Epstein does not understand this, which is why her proposed reforms only cut skin deep. You cannot have “accountability” in an institution that is accountable to no one but the ruling class. You cannot have “transparency” in what is essentially a mafia-type formation, with everyone hiding their skeletons and protecting each other. You cannot have “equity” in a system designed to protect the privileges of the few against the many. Epstein’s recommendations reflect a fundamentally idealist worldview, where racism and homophobia are simply the product of bad ideas that can be educated away through anti-bias training. Unsurprisingly, her proposals come with a price tag, making them just another excuse to pour more money into an already bloated police budget.

Fight capitalism!

The TPS is well aware of the PR crisis they are in, which is why interim police chief James Ramer admitted to some of their past mistakes and the existence of “implicit bias” in the police. However, no amount of recognition and empty promises are going to change a fundamentally racist, homophobic, violent, oppressive institution. Police do not care about the poor and marginalized—they only care about capitalists and their property which they are paid to protect. They cannot be reformed, only given makeovers to fit the times.

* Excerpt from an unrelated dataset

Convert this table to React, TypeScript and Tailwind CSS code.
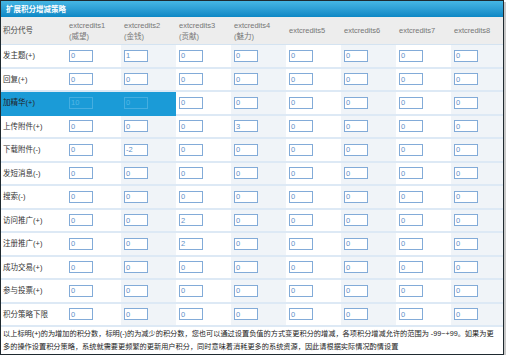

Workers cannot rely on police for security. We need to fight police brutality, fight capitalism, and fight for a society where security is run by and for the working class. The police, created under capitalism to defend the private ownership of the means of production, reflect all the ills of the class society from which they stem. As long as the capitalists remain in power, they will continue to perpetuate these ills including sexism, racism, homophobia, etc. to divide the working class and oppressed and turn us against each other. The only way to do away with the problem of the police is to do away with class society, which requires the police to maintain social inequality and crush the exploited and oppressed when they challenge the status quo.